Poi la sensazione iniziale ha lasciato il posto alla consapevolezza di una scrittura forse poco spontanea, ma scorrevole e ricca senza essere pomposa.
La trama che avrebbe potuto fare della morbosità la caratteristica principale del libro, riesce invece a non enfatizzarla, a farla percepire appena al lettore, molto più attratto dall’analisi di un sentimento così forte, magari a tratti poco realistico, ma mai morboso.
Ciò che più mi ha colpita è pensare che davvero l’affinità dei gemelli se non cresciuti insieme, possa generare un sentimento ancora più viscerale del semplice amore. Un sentimento per il quale, seppur con la leggerezza dei diciott’anni dei protagonisti, non si possa che soccombere.
C’è un passaggio nel libro esplicativo: i protagonisti, in albergo sono in due stanze attigue. L’uno percepisce la presenza dell’altro al di là del muro, fino ad appoggiarsi entrambi alla stessa parete, sentendosi vicini seppur divisi.
Il finale, inaspettato nonostante il riferimento a Romeo e Giulietta, ha seppur tardivamente reso maturi e consapevoli della impossibilità della loro storia d’amore e due protagonisti che sembrano non accorgersi per tutto il romanzo di quanto tragico ed impossibile sia il loro amore.
Perfettamente d’accordo con Gianni. Uno dei pochi libri che non sono riuscita a finire… E comunque mi ha molto infastidita la storia di incesto piu che di innamoramento.
Risposta a Laura – 24 febbraio 2013
Lei giustamente si stupisce del ruolo così negativo della protagonista femminile. Ipotizza che l’autore si maschilista.

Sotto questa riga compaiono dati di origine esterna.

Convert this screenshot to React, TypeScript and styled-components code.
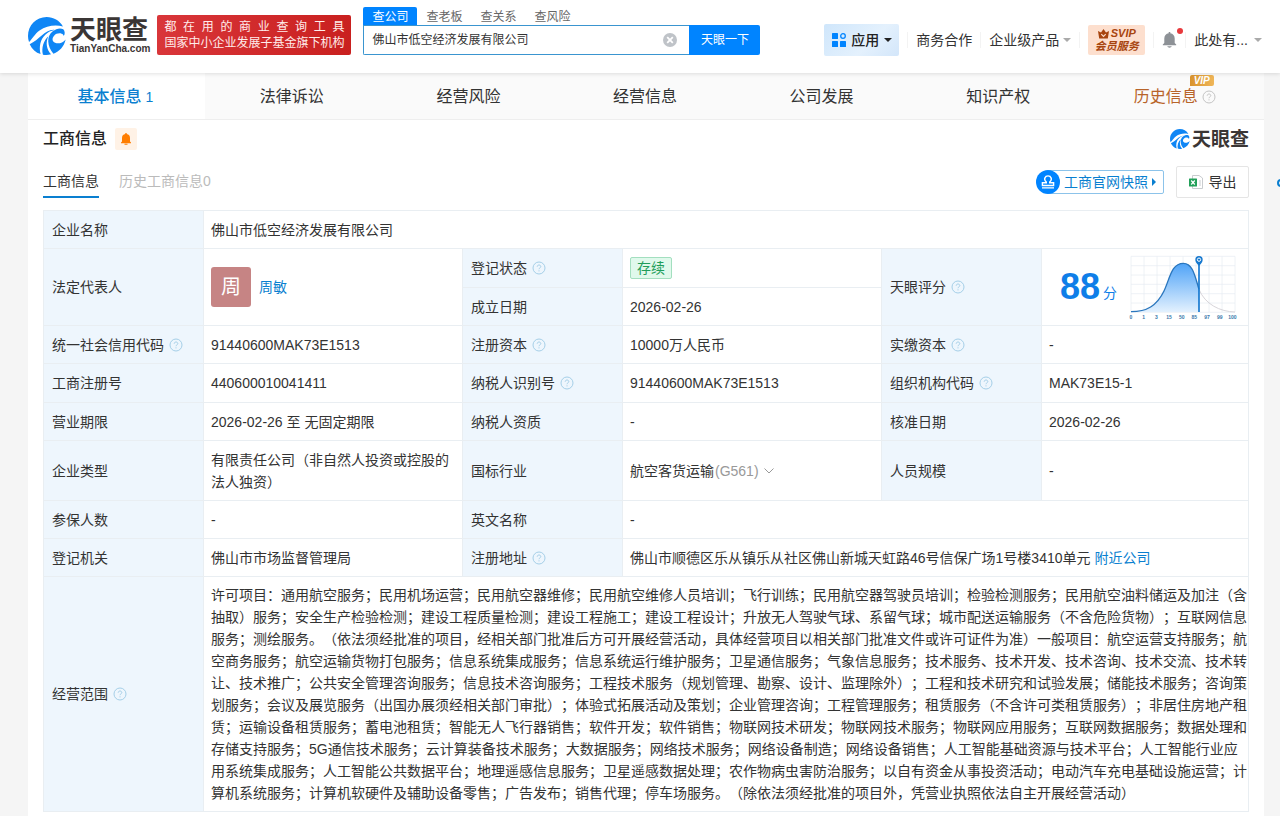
import React, { useState } from "react";
import styled, { createGlobalStyle } from "styled-components";

const blue = "#0084ff";
const link = "#0a7fd0";
const line = "#e9eef2";

const GlobalStyle = createGlobalStyle`
  * { box-sizing: border-box; }
  body {
    margin: 0;
    background: #f5f5f5;
    color: #333;
    font-family: "Liberation Sans", "Noto Sans CJK SC", sans-serif;
    font-size: 14px;
    line-height: 22px;
    text-spacing-trim: space-all;
  }
  button, input { font: inherit; color: inherit; }
  button { border: 0; padding: 0; background: none; cursor: pointer; }
  a { color: inherit; text-decoration: none; }
  svg { display: block; flex: none; }
`;

const Page = styled.div`
  display: flex;
  flex-direction: column;
  min-height: 100vh;
`;

/* ---------- header ---------- */

const Header = styled.header`
  position: relative;
  z-index: 2;
  display: flex;
  align-items: flex-start;
  height: 73px;
  padding: 0 18px 0 28px;
  background: #fff;
  box-shadow: 0 1px 4px rgba(0, 0, 0, 0.12);
`;

const Brand = styled.a`
  display: flex;
  align-items: center;
  gap: 4px;
  margin-top: 17px;
`;

const BrandText = styled.span`
  display: flex;
  flex-direction: column;
  color: #3b3635;
`;

const BrandName = styled.strong<{ $size: number }>`
  font-size: ${(p) => p.$size}px;
  line-height: ${(p) => p.$size}px;
  font-weight: 700;
`;

const BrandDomain = styled.span`
  font-size: 10px;
  line-height: 12px;
  font-weight: 700;
`;

const Slogan = styled.div`
  width: 194px;
  height: 40px;
  margin: 15px 12px 0 7px;
  padding: 4px 7px;
  border-radius: 2px;
  background: linear-gradient(90deg, #d9363a, #c9201f);
  color: #ffeceb;
  font-size: 12px;
  line-height: 16px;
  white-space: nowrap;
`;

const SloganLine = styled.div`
  text-align: justify;
  text-align-last: justify;
`;

const Search = styled.form`
  display: flex;
  flex-direction: column;
  flex: 0 1 397px;
  margin-top: 7px;
`;

const SearchTabs = styled.div`
  display: flex;
`;

const SearchTab = styled.button<{ $active?: boolean }>`
  height: 18px;
  padding: 0 9px;
  border-radius: 2px 2px 0 0;
  background: ${(p) => (p.$active ? blue : "transparent")};
  color: ${(p) => (p.$active ? "#fff" : "#666")};
  font-size: 12px;
  line-height: 20px;
`;

const SearchRow = styled.div`
  display: flex;
  height: 30px;
`;

const SearchField = styled.label`
  display: flex;
  flex: 1;
  align-items: center;
  min-width: 0;
  padding: 0 12px 0 8px;
  border: 1px solid #3a95d0;
  border-right: 0;
  border-radius: 0 0 0 2px;
`;

const SearchInput = styled.input`
  flex: 1;
  min-width: 0;
  padding: 0;
  border: 0;
  outline: 0;
  background: none;
  font-size: 12px;
`;

const SearchButton = styled.button`
  width: 71px;
  border-radius: 0 2px 2px 0;
  background: ${blue};
  color: #fff;
  font-size: 12px;
`;

const Nav = styled.nav`
  display: flex;
  align-items: center;
  gap: 8px;
  height: 32px;
  margin: 24px 0 0 auto;
  white-space: nowrap;
`;

const NavRule = styled.span`
  width: 1px;
  height: 16px;
  background: #f3f3f3;
`;

const NavButton = styled.button<{ $gap: number }>`
  display: flex;
  align-items: center;
  gap: ${(p) => p.$gap}px;
`;

const AppsButton = styled.button`
  display: flex;
  align-items: center;
  gap: 5px;
  width: 75px;
  height: 32px;
  padding: 0 8px;
  border-radius: 2px;
  background: linear-gradient(135deg, #cfe6fb, #e4f1fd 60%, #d3e6fa);
  color: #222;
  font-weight: 500;
`;

const Svip = styled.a`
  display: flex;
  flex-direction: column;
  align-items: center;
  width: 57px;
  height: 30px;
  padding-top: 2px;
  border-radius: 2px;
  background: #fddfce;
  color: #a8450f;
  font-size: 11px;
  line-height: 13px;
  font-weight: 700;
  font-style: italic;
`;

const SvipTop = styled.span`
  display: flex;
  align-items: center;
  gap: 2px;
`;

const Notice = styled.button`
  position: relative;
`;

const NoticeDot = styled.span`
  position: absolute;
  top: -4px;
  right: -6px;
  width: 6px;
  height: 6px;
  border-radius: 50%;
  background: #e8393c;
`;

/* ---------- company body ---------- */

const Main = styled.main`
  display: flex;
  flex: 1;
  flex-direction: column;
  margin: 0 16px 0 28px;
  background: #fff;
`;

const Tabs = styled.nav`
  display: grid;
  grid-template-columns: repeat(7, 1fr);
  height: 47px;
  border-bottom: 1px solid #eee;
  background: #fafafa;
`;

const Tab = styled.a<{ $active?: boolean; $gold?: boolean }>`
  display: flex;
  align-items: center;
  justify-content: center;
  gap: 4px;
  padding: 2px 2px 0 0;
  background: ${(p) => (p.$active ? "#fff" : "transparent")};
  color: ${(p) => (p.$active ? link : p.$gold ? "#b8642a" : "#333")};
  font-size: 16px;
  font-weight: ${(p) => (p.$active ? 500 : 400)};
`;

const TabCount = styled.span`
  font-size: 14px;
  font-weight: 400;
`;

const TabLabel = styled.span`
  position: relative;
`;

const VipFlag = styled.span`
  position: absolute;
  top: -11px;
  right: -16px;
  width: 24px;
  height: 11px;
  border-radius: 2px 2px 2px 0;
  background: linear-gradient(90deg, #d9932d, #efb659);
  color: #fff;
  font-size: 10px;
  line-height: 11px;
  font-weight: 700;
  font-style: italic;
  text-align: center;
`;

const Panel = styled.section`
  padding: 0 15px;
`;

const TitleRow = styled.div`
  display: flex;
  align-items: center;
  height: 38px;
`;

const Title = styled.h2`
  margin: 0;
  font-size: 16px;
  font-weight: 500;
  color: #222;
`;

const Follow = styled.button`
  display: grid;
  place-items: center;
  width: 22px;
  height: 22px;
  margin-left: 8px;
  border-radius: 2px;
  background: #fff2e6;
`;

const PanelBrand = styled.span`
  display: flex;
  align-items: center;
  gap: 2px;
  margin-left: auto;
  color: #3b3635;
`;

const ToolRow = styled.div`
  display: flex;
  align-items: center;
  height: 32px;
  margin: 8px 0 12px;
`;

const SubTab = styled.button<{ $active?: boolean }>`
  height: 32px;
  margin-right: 20px;
  border-bottom: 2px solid ${(p) => (p.$active ? link : "transparent")};
  color: ${(p) => (p.$active ? "#333" : "#bbb")};
`;

const Snapshot = styled.button`
  display: flex;
  align-items: center;
  height: 24px;
  margin: 0 12px 0 auto;
  color: ${link};
`;

const SnapshotIcon = styled.span`
  z-index: 1;
  display: grid;
  place-items: center;
  width: 24px;
  height: 24px;
  margin-right: -12px;
  border-radius: 50%;
  background: ${blue};
`;

const SnapshotLabel = styled.span`
  display: flex;
  align-items: center;
  gap: 4px;
  height: 24px;
  padding: 0 7px 0 15px;
  border: 1px solid #8cc3ea;
  border-radius: 2px;
`;

const Export = styled.button`
  display: flex;
  align-items: center;
  justify-content: center;
  gap: 6px;
  width: 73px;
  height: 32px;
  border: 1px solid #e5e5e5;
  border-radius: 2px;
`;

const InfoTable = styled.table`
  width: 100%;
  border-collapse: collapse;
  table-layout: fixed;
`;

const LabelCol = styled.col`
  width: 160px;
`;

const ScoreCol = styled.col`
  width: 207px;
`;

const Row = styled.tr<{ $h: number }>`
  height: ${(p) => p.$h}px;
`;

const Label = styled.th`
  padding: 7px 8px;
  border: 1px solid ${line};
  background: #eef6fd;
  font-weight: 400;
  text-align: left;
`;

const LabelInner = styled.span`
  display: flex;
  align-items: center;
  gap: 5px;
`;

const Value = styled.td<{ $flush?: boolean }>`
  padding: ${(p) => (p.$flush ? "0" : "7px 0 7px 7px")};
  border: 1px solid ${line};
`;

const Person = styled.a`
  display: flex;
  align-items: center;
  gap: 8px;
  color: ${link};
`;

const Avatar = styled.span`
  width: 40px;
  height: 40px;
  border-radius: 3px;
  background: #c68484;
  color: #fff;
  font-size: 20px;
  line-height: 40px;
  text-align: center;
`;

const Status = styled.span`
  display: block;
  width: 42px;
  height: 22px;
  border: 1px solid #a3dfbf;
  border-radius: 2px;
  background: #e0f9ec;
  color: #1f9d5b;
  line-height: 20px;
  text-align: center;
`;

const Industry = styled.span`
  display: flex;
  align-items: center;
`;

const Code = styled.span`
  margin: 0 5px 0 1px;
  color: #999;
`;

const Nearby = styled.a`
  margin-left: 4px;
  color: ${link};
`;

const Score = styled.div`
  display: flex;
  align-items: center;
  padding-left: 18px;
  color: #0f7ee8;
`;

const ScoreNumber = styled.strong`
  margin-right: 3px;
  font-size: 36px;
  line-height: 40px;
`;

const ScoreUnit = styled.span`
  margin: 12px 11px 0 0;
`;

const SideHandle = styled.button`
  position: fixed;
  top: 179px;
  right: -5px;
  width: 8px;
  height: 8px;
  border: 2px solid ${link};
  border-radius: 50%;
`;

/* ---------- drawings ---------- */

const Swirl = ({ size }: { size: number }) => (
  <svg width={size} height={size} viewBox="0 0 112 112" aria-hidden="true">
    <path
      fill="#0f86f5"
      d="M103 28C93 10 75 0 55 0 24 0 0 25 0 56c0 6 1 12 3 18 9-8 17-24 31-34C54 26 80 22 103 28Z"
    />
    <path
      fill="#0f86f5"
      d="M5 80c7 15 18 25 32 29-5-21-1-43 14-57 8-8 17-12 27-14C49 36 34 68 5 80Z"
    />
    <path fill="#0f86f5" d="M44 111c8 1 16 1 24-1-13-14-17-33-8-53-14 13-21 34-16 54Z" />
    <path
      fill="#0f86f5"
      d="M75 108c18-7 31-21 36-42-9 11-22 14-31 10-9-4-10-14-3-21 5-6 14-8 22-6 4 1 6 4 6 7 5-5 4-15-1-20-9-5-21-2-31 6-19 15-17 44 2 66Z"
    />
  </svg>
);

const Caret = ({ color }: { color: string }) => (
  <svg width="8" height="5" viewBox="0 0 8 5" aria-hidden="true">
    <path d="M0 0h8L4 4z" fill={color} />
  </svg>
);

const Help = ({ color = "#a5cfe8" }: { color?: string }) => (
  <svg width="14" height="14" viewBox="0 0 14 14" fill="none" stroke={color} aria-hidden="true">
    <circle cx="7" cy="7" r="6" />
    <path d="M5.2 5.7c0-1 .8-1.7 1.8-1.7s1.8.7 1.8 1.6c0 1.2-1.8 1.3-1.8 2.6M7 9.3v1.1" />
  </svg>
);

const ClearIcon = () => (
  <svg width="14" height="14" viewBox="0 0 14 14" aria-hidden="true">
    <circle cx="7" cy="7" r="7" fill="#bfc3c8" />
    <path d="M4.2 4.2l5.6 5.6M9.8 4.2L4.2 9.8" stroke="#fff" strokeWidth="1.8" />
  </svg>
);

const AppsIcon = () => (
  <svg width="14" height="14" viewBox="0 0 14 14" fill={blue} aria-hidden="true">
    <rect width="6" height="6" rx=".6" />
    <rect y="8" width="6" height="6" rx=".6" />
    <rect x="8" y="8" width="6" height="6" rx=".6" />
    <circle cx="11" cy="3" r="2.3" fill="none" stroke={blue} strokeWidth="1.3" />
  </svg>
);

const Crown = () => (
  <svg width="11" height="10" viewBox="0 0 11 10" aria-hidden="true">
    <path d="M0 2l3 1.6L5.5 0 8 3.6 11 2 9.8 9.5H1.2z" fill="#a8450f" />
    <path d="M3.3 5.2l2.2 2.2 2.2-2.2" fill="none" stroke="#fddfce" strokeWidth="1.2" />
  </svg>
);

const NavBell = () => (
  <svg width="15" height="16" viewBox="0 0 15 16" fill="#8d9196" aria-hidden="true">
    <path d="M6.7 0h1.6v1.3C11 1.7 12.7 3.7 12.7 6.5V11l1.5 1.5v.7H.8v-.7L2.3 11V6.500C2.300 3.700 4 1.700 6.700 1.300z" />
    <path d="M5.300 14.300h4.400c-.4 1-1.200 1.400-2.200 1.400s-1.800-.4-2.200-1.400z" />
  </svg>
);

const FollowBell = () => (
  <svg width="10" height="12" viewBox="0 0 10 12" fill="#ff7d00" aria-hidden="true">
    <path d="M4.300 0h1.400v.9C7.900 1.200 9 2.800 9 5v3.500l1 1v.7H0v-.7l1-1V5C1 2.800 2.100 1.200 4.300.9zM3.500 10.700h3v1h-3z" />
  </svg>
);

const Stamp = () => (
  <svg width="14" height="14" viewBox="0 0 14 14" fill="none" stroke="#fff" strokeWidth="1.400" aria-hidden="true">
    <path d="M5.300 7C3.900 5.800 3.300 4.300 3.900 2.900 4.400 1.500 5.600.9 7 .9s2.600.6 3.100 2C10.700 4.300 10.100 5.800 8.700 7v.8h3.900v2.700H1.400V7.800h3.900zM1 12.900h12" />
  </svg>
);

const ExcelIcon = () => (
  <svg width="14" height="14" viewBox="0 0 14 14" aria-hidden="true">
    <path d="M3.500.5H10L13.500 3v10.500h-10z" fill="#fff" stroke="#c9cccf" />
    <path d="M10 6h2M10 8h2M10 10h2" stroke="#c9cccf" />
    <rect y="3.500" width="8" height="8" rx=".5" fill="#22a05a" />
    <path d="M2.200 5.500l3.600 4M5.800 5.500l-3.600 4" stroke="#fff" strokeWidth="1.200" />
  </svg>
);

const Chevron = () => (
  <svg width="10" height="6" viewBox="0 0 10 6" fill="none" stroke="#999" aria-hidden="true">
    <path d="M.5.500L5 5 9.500.500" />
  </svg>
);

const ticks = ["0", "1", "3", "15", "50", "85", "97", "99", "100"];

const ScoreChart = () => (
  <svg width="111" height="68" viewBox="24 6 333 204" role="img" aria-label="天眼评分分布">
    <defs>
      <linearGradient id="bell" x1="0" y1="0" x2="0" y2="1">
        <stop offset="0" stopColor="#4fa3f7" />
        <stop offset="1" stopColor="#e3f1fe" />
      </linearGradient>
    </defs>
    <g stroke="#e6ecf2" strokeWidth="2">
      {ticks.map((t, i) => (
        <path key={t} d={`M${33 + i * 39} 16V183`} />
      ))}
      {[0, 1, 2, 3, 4, 5, 6].map((i) => (
        <path key={i} d={`M33 ${16 + i * 28}H345`} />
      ))}
    </g>
    <path d="M33 182C80 182 110 165 132 120 150 82 154 37 190 37c28 0 34 35 47 78v68H33z" fill="url(#bell)" />
    <path d="M237 115C255 160 300 182 345 183" fill="none" stroke="#d8d5da" strokeWidth="3" />
    <path
      d="M33 182C80 182 110 165 132 120 150 82 154 37 190 37c28 0 34 35 47 78"
      fill="none"
      stroke="#2a76bd"
      strokeWidth="4"
    />
    <path d="M237 34V183" stroke="#1578cf" strokeWidth="5" />
    <path d="M237 44c-7-7-11-11-11-18a11 11 0 0 1 22 0c0 7-4 11-11 18z" fill="#1578cf" />
    <circle cx="237" cy="26" r="5" fill="#1578cf" stroke="#fff" strokeWidth="3" />
    <g fill="#3a78ab" fontSize="15" fontWeight="700" textAnchor="middle">
      {ticks.map((t, i) => (
        <text key={t} x={33 + i * 38} y="204">
          {t}
        </text>
      ))}
    </g>
  </svg>
);

/* ---------- content ---------- */

const Field = ({ children, help, rowSpan }: { children: string; help?: boolean; rowSpan?: number }) => (
  <Label scope="row" rowSpan={rowSpan}>
    <LabelInner>
      {children}
      {help && <Help />}
    </LabelInner>
  </Label>
);

const scopeText =
  "许可项目：通用航空服务；民用机场运营；民用航空器维修；民用航空维修人员培训；飞行训练；民用航空器驾驶员培训；检验检测服务；民用航空油料储运及加注（含抽取）服务；安全生产检验检测；建设工程质量检测；建设工程施工；建设工程设计；升放无人驾驶气球、系留气球；城市配送运输服务（不含危险货物）；互联网信息服务；测绘服务。（依法须经批准的项目，经相关部门批准后方可开展经营活动，具体经营项目以相关部门批准文件或许可证件为准）一般项目：航空运营支持服务；航空商务服务；航空运输货物打包服务；信息系统集成服务；信息系统运行维护服务；卫星通信服务；气象信息服务；技术服务、技术开发、技术咨询、技术交流、技术转让、技术推广；公共安全管理咨询服务；信息技术咨询服务；工程技术服务（规划管理、勘察、设计、监理除外）；工程和技术研究和试验发展；储能技术服务；咨询策划服务；会议及展览服务（出国办展须经相关部门审批）；体验式拓展活动及策划；企业管理咨询；工程管理服务；租赁服务（不含许可类租赁服务）；非居住房地产租赁；运输设备租赁服务；蓄电池租赁；智能无人飞行器销售；软件开发；软件销售；物联网技术研发；物联网技术服务；物联网应用服务；互联网数据服务；数据处理和存储支持服务；5G通信技术服务；云计算装备技术服务；大数据服务；网络技术服务；网络设备制造；网络设备销售；人工智能基础资源与技术平台；人工智能行业应用系统集成服务；人工智能公共数据平台；地理遥感信息服务；卫星遥感数据处理；农作物病虫害防治服务；以自有资金从事投资活动；电动汽车充电基础设施运营；计算机系统服务；计算机软硬件及辅助设备零售；广告发布；销售代理；停车场服务。（除依法须经批准的项目外，凭营业执照依法自主开展经营活动）";

export default function App() {
  const [query, setQuery] = useState("佛山市低空经济发展有限公司");

  return (
    <Page>
      <GlobalStyle />
      <Header>
        <Brand href="#" aria-label="天眼查">
          <Swirl size={38} />
          <BrandText>
            <BrandName $size={26}>天眼查</BrandName>
            <BrandDomain>TianYanCha.com</BrandDomain>
          </BrandText>
        </Brand>
        <Slogan>
          <SloganLine>都在用的商业查询工具</SloganLine>
          <SloganLine>国家中小企业发展子基金旗下机构</SloganLine>
        </Slogan>
        <Search onSubmit={(e) => e.preventDefault()}>
          <SearchTabs>
            <SearchTab type="button" $active>查公司</SearchTab>
            <SearchTab type="button">查老板</SearchTab>
            <SearchTab type="button">查关系</SearchTab>
            <SearchTab type="button">查风险</SearchTab>
          </SearchTabs>
          <SearchRow>
            <SearchField>
              <SearchInput aria-label="搜索公司" value={query} onChange={(e) => setQuery(e.target.value)} />
              <button type="button" aria-label="清空" onClick={() => setQuery("")}>
                <ClearIcon />
              </button>
            </SearchField>
            <SearchButton type="submit">天眼一下</SearchButton>
          </SearchRow>
        </Search>
        <Nav>
          <AppsButton>
            <AppsIcon />
            应用
            <Caret color="#222" />
          </AppsButton>
          <NavRule />
          <a href="#">商务合作</a>
          <NavRule />
          <NavButton $gap={4}>
            企业级产品
            <Caret color="#aaa" />
          </NavButton>
          <NavRule />
          <Svip href="#">
            <SvipTop>
              <Crown />
              SVIP
            </SvipTop>
            会员服务
          </Svip>
          <NavRule />
          <Notice aria-label="消息">
            <NavBell />
            <NoticeDot />
          </Notice>
          <NavRule />
          <NavButton $gap={6}>
            此处有...
            <Caret color="#aaa" />
          </NavButton>
        </Nav>
      </Header>

      <Main>
        <Tabs>
          <Tab href="#" $active>
            基本信息
            <TabCount>1</TabCount>
          </Tab>
          <Tab href="#">法律诉讼</Tab>
          <Tab href="#">经营风险</Tab>
          <Tab href="#">经营信息</Tab>
          <Tab href="#">公司发展</Tab>
          <Tab href="#">知识产权</Tab>
          <Tab href="#" $gold>
            <TabLabel>
              历史信息
              <VipFlag>VIP</VipFlag>
            </TabLabel>
            <Help color="#c4c4c4" />
          </Tab>
        </Tabs>

        <Panel>
          <TitleRow>
            <Title>工商信息</Title>
            <Follow aria-label="关注">
              <FollowBell />
            </Follow>
            <PanelBrand>
              <Swirl size={20} />
              <BrandName as="span" $size={19}>天眼查</BrandName>
            </PanelBrand>
          </TitleRow>

          <ToolRow>
            <SubTab $active>工商信息</SubTab>
            <SubTab>历史工商信息0</SubTab>
            <Snapshot>
              <SnapshotIcon>
                <Stamp />
              </SnapshotIcon>
              <SnapshotLabel>
                工商官网快照
                <svg width="4" height="8" viewBox="0 0 4 8" aria-hidden="true">
                  <path d="M0 0l4 4-4 4z" fill={link} />
                </svg>
              </SnapshotLabel>
            </Snapshot>
            <Export>
              <ExcelIcon />
              导出
            </Export>
          </ToolRow>

          <InfoTable>
            <colgroup>
              <LabelCol />
              <col />
              <LabelCol />
              <col />
              <LabelCol />
              <ScoreCol />
            </colgroup>
            <tbody>
              <Row $h={38}>
                <Field>企业名称</Field>
                <Value colSpan={5}>佛山市低空经济发展有限公司</Value>
              </Row>
              <Row $h={39}>
                <Field rowSpan={2}>法定代表人</Field>
                <Value rowSpan={2}>
                  <Person href="#">
                    <Avatar>周</Avatar>
                    周敏
                  </Person>
                </Value>
                <Field help>登记状态</Field>
                <Value>
                  <Status>存续</Status>
                </Value>
                <Field help rowSpan={2}>天眼评分</Field>
                <Value rowSpan={2} $flush>
                  <Score>
                    <ScoreNumber>88</ScoreNumber>
                    <ScoreUnit>分</ScoreUnit>
                    <ScoreChart />
                  </Score>
                </Value>
              </Row>
              <Row $h={38}>
                <Field>成立日期</Field>
                <Value>2026-02-26</Value>
              </Row>
              <Row $h={38}>
                <Field help>统一社会信用代码</Field>
                <Value>91440600MAK73E1513</Value>
                <Field help>注册资本</Field>
                <Value>10000万人民币</Value>
                <Field help>实缴资本</Field>
                <Value>-</Value>
              </Row>
              <Row $h={39}>
                <Field>工商注册号</Field>
                <Value>440600010041411</Value>
                <Field help>纳税人识别号</Field>
                <Value>91440600MAK73E1513</Value>
                <Field help>组织机构代码</Field>
                <Value>MAK73E15-1</Value>
              </Row>
              <Row $h={38}>
                <Field>营业期限</Field>
                <Value>2026-02-26 至 无固定期限</Value>
                <Field>纳税人资质</Field>
                <Value>-</Value>
                <Field>核准日期</Field>
                <Value>2026-02-26</Value>
              </Row>
              <Row $h={60}>
                <Field>企业类型</Field>
                <Value>有限责任公司（非自然人投资或控股的法人独资）</Value>
                <Field>国标行业</Field>
                <Value>
                  <Industry>
                    航空客货运输
                    <Code>(G561)</Code>
                    <Chevron />
                  </Industry>
                </Value>
                <Field>人员规模</Field>
                <Value>-</Value>
              </Row>
              <Row $h={38}>
                <Field>参保人数</Field>
                <Value>-</Value>
                <Field>英文名称</Field>
                <Value colSpan={3}>-</Value>
              </Row>
              <Row $h={38}>
                <Field>登记机关</Field>
                <Value>佛山市市场监督管理局</Value>
                <Field help>注册地址</Field>
                <Value colSpan={3}>
                  佛山市顺德区乐从镇乐从社区佛山新城天虹路46号信保广场1号楼3410单元
                  <Nearby href="#">附近公司</Nearby>
                </Value>
              </Row>
              <Row $h={235}>
                <Field help>经营范围</Field>
                <Value colSpan={5}>{scopeText}</Value>
              </Row>
            </tbody>
          </InfoTable>
        </Panel>
      </Main>
      <SideHandle aria-label="展开侧栏" />
    </Page>
  );
}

Il personaggio di Selvaggia è molto simile a quello di Loretta, la protagonista del romanzo incestuoso “Colei che non si deve amare” (1910). Romanzo scritto da un donnaiolo gaudente e imitatore di D’Annunzio, che ha costruito una protagonista che è un perfetto topos decadente: la “donna fatale” bellissima e raffinatissima che porta l’uomo alla rovina e al suicidio. (Come accade nel romanzo del Da Verona). Nella ristampa del libro fatta da Pellegrini editore in Cosenza (2009), in prefazione sta scritto che la donna vi è rappresentata secondo i canoni dell’epoca, in cui le donne erano considerate senza cervello, solo “lussuria e sentimentalismo”. Maschilismo a go-go!!